* _GIVEN REQUEST_:
Please retype the data in full and exactly; the pictures are not part of the copy.

* _DATASET EXTRACT_:

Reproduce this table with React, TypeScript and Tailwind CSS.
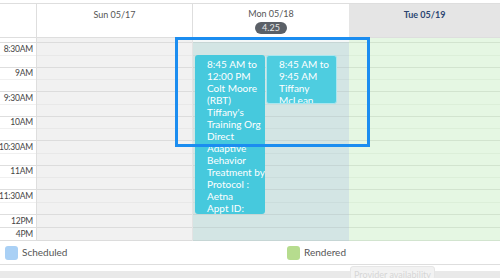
import React from "react"

interface Row {
    label: string;
    h: number;
    split: boolean;
}

const rows: Row[] = [
    { label: "", h: 5, split: false },
    { label: "8:30AM", h: 25, split: true },
    { label: "9AM", h: 24, split: true },
    { label: "9:30AM", h: 25, split: true },
    { label: "10AM", h: 24, split: true },
    { label: "10:30AM", h: 25, split: true },
    { label: "11AM", h: 24, split: true },
    { label: "11:30AM", h: 25, split: true },
    { label: "12PM", h: 13, split: false },
    { label: "4PM", h: 13, split: false },
]

const event1 = ["8:45 AM to", "12:00 PM", "Colt Moore", "(RBT)", "Tiffany's", "Training Org", "Direct", "Adaptive", "Behavior", "Treatment by", "Protocol :", "Aetna", "Appt ID:"]
const event2 = ["8:45 AM to", "9:45 AM", "Tiffany", "McLean"]

const DayCell = ({ row, bg, line, sub }: { row: Row; bg: string; line: string; sub: string }) => (
    <div className={`flex flex-col border-b ${bg} ${line}`} style={{ height: row.h }}>
        {row.split && <div className={`flex-1 border-b ${sub}`} />}
        {row.split && <div className="flex-1" />}
    </div>
)

export default function App() {
    return (
        <div className="w-[500px] h-[278px] overflow-hidden bg-white text-[9px] text-[#444]" style={{ fontFamily: 'Lato, "Liberation Sans", sans-serif' }}>
            <div className="h-[3px] bg-white" />
            {/* header */}
            <div className="grid grid-cols-[37px_156px_156px_151px] h-[35px] border-t border-b border-[#dedede]">
                <div className="border-r border-[#dedede] bg-white" />
                <div className="border-r border-[#dedede] bg-white flex justify-center pt-[4px] text-[#555]">Sun 05/17</div>
                <div className="bg-white flex flex-col items-center pt-[3px] text-[#555]">
                    <span>Mon 05/18</span>
                    <span className="mt-[1px] w-[32px] h-[12px] rounded-full bg-[#5b6067] text-[#e8e8e8] text-[9px] leading-[12px] text-center">4.25</span>
                </div>
                <div className="bg-[#e5e5e5] flex justify-center pt-[4px] font-bold text-[#2c4672]">Tue 05/19</div>
            </div>

            {/* body */}
            <div className="relative">
                <div className="grid grid-cols-[37px_156px_156px_151px]">
                    <div className="flex flex-col border-r border-[#dedede]">
                        {rows.map((r, i) => (
                            <div key={i} className="flex flex-col border-b border-[#dedede] bg-white" style={{ height: r.h }}>
                                <div className={`${r.split ? "flex-1 border-b border-[#f0f0f0]" : "flex-1"} flex items-center justify-end pr-[3px] leading-none text-[8.5px] tracking-[-0.2px] whitespace-nowrap`}>{r.label}</div>
                                {r.split && <div className="flex-1" />}
                            </div>
                        ))}
                    </div>
                    <div className="flex flex-col border-r border-[#e3e3e3]">
                        {rows.map((r, i) => (
                            <DayCell key={i} row={r} bg="bg-[#f1f1f1]" line="border-[#dcdcdc]" sub="border-[#e8e8e8]" />
                        ))}
                    </div>
                    <div className="flex flex-col">
                        {rows.map((r, i) => (
                            <DayCell key={i} row={r} bg={i === 0 ? "bg-[#f4f8f8]" : "bg-[#d3e5e4]"} line="border-[#c6d6d5]" sub="border-[#cbdddc]" />
                        ))}
                    </div>
                    <div className="flex flex-col">
                        {rows.map((r, i) => (
                            <DayCell key={i} row={r} bg="bg-[#e5f7e3]" line="border-[#d2e4cf]" sub="border-[#dcefd9]" />
                        ))}
                    </div>
                </div>

                {/* events */}
                <div className="absolute left-[195px] top-[17px] w-[70px] h-[159px] rounded-[3px] bg-[#46c9dd] overflow-hidden pl-[12px] pt-[3px] text-[10px] leading-[12px] text-white">
                    {event1.map((t, i) => (
                        <div key={i} className="whitespace-nowrap">{t}</div>
                    ))}
                </div>
                <div className="absolute left-[266px] top-[17px] w-[71px] h-[49px] rounded-[3px] bg-[#4ecde0] border border-[#a9e6ef] overflow-hidden pl-[12px] pt-[2px] text-[10px] leading-[12px] text-white">
                    {event2.map((t, i) => (
                        <div key={i} className="whitespace-nowrap">{t}</div>
                    ))}
                </div>

                {/* selection highlight */}
                <div className="absolute left-[175px] top-[-1px] w-[195px] h-[110px] border-[3px] border-[#1b8df0] pointer-events-none" />
            </div>

            {/* legend */}
            <div className="h-[23px] flex items-center bg-white text-[10px] text-[#555]">
                <div className="flex items-center w-[287px] pl-[5px]">
                    <span className="w-[13px] h-[14px] rounded-[3px] bg-[#a9d0f5] mr-[4px]" />
                    <span>Scheduled</span>
                </div>
                <div className="flex items-center">
                    <span className="w-[13px] h-[14px] rounded-[3px] bg-[#b6dc8e] mr-[4px]" />
                    <span>Rendered</span>
                </div>
            </div>
            <div className="h-[7px] bg-white border-t border-[#dedede]" />
            <div className="h-[8px] bg-[#e9e9e9] relative">
                <div className="absolute left-[350px] top-[-5px] w-[85px] h-[14px] rounded-[3px] bg-[#f2f2f2] border border-[#e6e6e6] text-[9px] text-[#d6d6d6] flex justify-center pt-[1px]">Provider availability</div>
            </div>
        </div>
    )
}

* _COMPLETED TASK_:
Reproduce this table with React, TypeScript and Tailwind CSS.
import React from "react"

interface Row {
    label: string;
    h: number;
    split: boolean;
}

const rows: Row[] = [
    { label: "", h: 5, split: false },
    { label: "8:30AM", h: 25, split: true },
    { label: "9AM", h: 24, split: true },
    { label: "9:30AM", h: 25, split: true },
    { label: "10AM", h: 24, split: true },
    { label: "10:30AM", h: 25, split: true },
    { label: "11AM", h: 24, split: true },
    { label: "11:30AM", h: 25, split: true },
    { label: "12PM", h: 13, split: false },
    { label: "4PM", h: 13, split: false },
]

const event1 = ["8:45 AM to", "12:00 PM", "Colt Moore", "(RBT)", "Tiffany's", "Training Org", "Direct", "Adaptive", "Behavior", "Treatment by", "Protocol :", "Aetna", "Appt ID:"]
const event2 = ["8:45 AM to", "9:45 AM", "Tiffany", "McLean"]

const DayCell = ({ row, bg, line, sub }: { row: Row; bg: string; line: string; sub: string }) => (
    <div className={`flex flex-col border-b ${bg} ${line}`} style={{ height: row.h }}>
        {row.split && <div className={`flex-1 border-b ${sub}`} />}
        {row.split && <div className="flex-1" />}
    </div>
)

export default function App() {
    return (
        <div className="w-[500px] h-[278px] overflow-hidden bg-white text-[9px] text-[#444]" style={{ fontFamily: 'Lato, "Liberation Sans", sans-serif' }}>
            <div className="h-[3px] bg-white" />
            {/* header */}
            <div className="grid grid-cols-[37px_156px_156px_151px] h-[35px] border-t border-b border-[#dedede]">
                <div className="border-r border-[#dedede] bg-white" />
                <div className="border-r border-[#dedede] bg-white flex justify-center pt-[4px] text-[#555]">Sun 05/17</div>
                <div className="bg-white flex flex-col items-center pt-[3px] text-[#555]">
                    <span>Mon 05/18</span>
                    <span className="mt-[1px] w-[32px] h-[12px] rounded-full bg-[#5b6067] text-[#e8e8e8] text-[9px] leading-[12px] text-center">4.25</span>
                </div>
                <div className="bg-[#e5e5e5] flex justify-center pt-[4px] font-bold text-[#2c4672]">Tue 05/19</div>
            </div>

            {/* body */}
            <div className="relative">
                <div className="grid grid-cols-[37px_156px_156px_151px]">
                    <div className="flex flex-col border-r border-[#dedede]">
                        {rows.map((r, i) => (
                            <div key={i} className="flex flex-col border-b border-[#dedede] bg-white" style={{ height: r.h }}>
                                <div className={`${r.split ? "flex-1 border-b border-[#f0f0f0]" : "flex-1"} flex items-center justify-end pr-[3px] leading-none text-[8.5px] tracking-[-0.2px] whitespace-nowrap`}>{r.label}</div>
                                {r.split && <div className="flex-1" />}
                            </div>
                        ))}
                    </div>
                    <div className="flex flex-col border-r border-[#e3e3e3]">
                        {rows.map((r, i) => (
                            <DayCell key={i} row={r} bg="bg-[#f1f1f1]" line="border-[#dcdcdc]" sub="border-[#e8e8e8]" />
                        ))}
                    </div>
                    <div className="flex flex-col">
                        {rows.map((r, i) => (
                            <DayCell key={i} row={r} bg={i === 0 ? "bg-[#f4f8f8]" : "bg-[#d3e5e4]"} line="border-[#c6d6d5]" sub="border-[#cbdddc]" />
                        ))}
                    </div>
                    <div className="flex flex-col">
                        {rows.map((r, i) => (
                            <DayCell key={i} row={r} bg="bg-[#e5f7e3]" line="border-[#d2e4cf]" sub="border-[#dcefd9]" />
                        ))}
                    </div>
                </div>

                {/* events */}
                <div className="absolute left-[195px] top-[17px] w-[70px] h-[159px] rounded-[3px] bg-[#46c9dd] overflow-hidden pl-[12px] pt-[3px] text-[10px] leading-[12px] text-white">
                    {event1.map((t, i) => (
                        <div key={i} className="whitespace-nowrap">{t}</div>
                    ))}
                </div>
                <div className="absolute left-[266px] top-[17px] w-[71px] h-[49px] rounded-[3px] bg-[#4ecde0] border border-[#a9e6ef] overflow-hidden pl-[12px] pt-[2px] text-[10px] leading-[12px] text-white">
                    {event2.map((t, i) => (
                        <div key={i} className="whitespace-nowrap">{t}</div>
                    ))}
                </div>

                {/* selection highlight */}
                <div className="absolute left-[175px] top-[-1px] w-[195px] h-[110px] border-[3px] border-[#1b8df0] pointer-events-none" />
            </div>

            {/* legend */}
            <div className="h-[23px] flex items-center bg-white text-[10px] text-[#555]">
                <div className="flex items-center w-[287px] pl-[5px]">
                    <span className="w-[13px] h-[14px] rounded-[3px] bg-[#a9d0f5] mr-[4px]" />
                    <span>Scheduled</span>
                </div>
                <div className="flex items-center">
                    <span className="w-[13px] h-[14px] rounded-[3px] bg-[#b6dc8e] mr-[4px]" />
                    <span>Rendered</span>
                </div>
            </div>
            <div className="h-[7px] bg-white border-t border-[#dedede]" />
            <div className="h-[8px] bg-[#e9e9e9] relative">
                <div className="absolute left-[350px] top-[-5px] w-[85px] h-[14px] rounded-[3px] bg-[#f2f2f2] border border-[#e6e6e6] text-[9px] text-[#d6d6d6] flex justify-center pt-[1px]">Provider availability</div>
            </div>
        </div>
    )
}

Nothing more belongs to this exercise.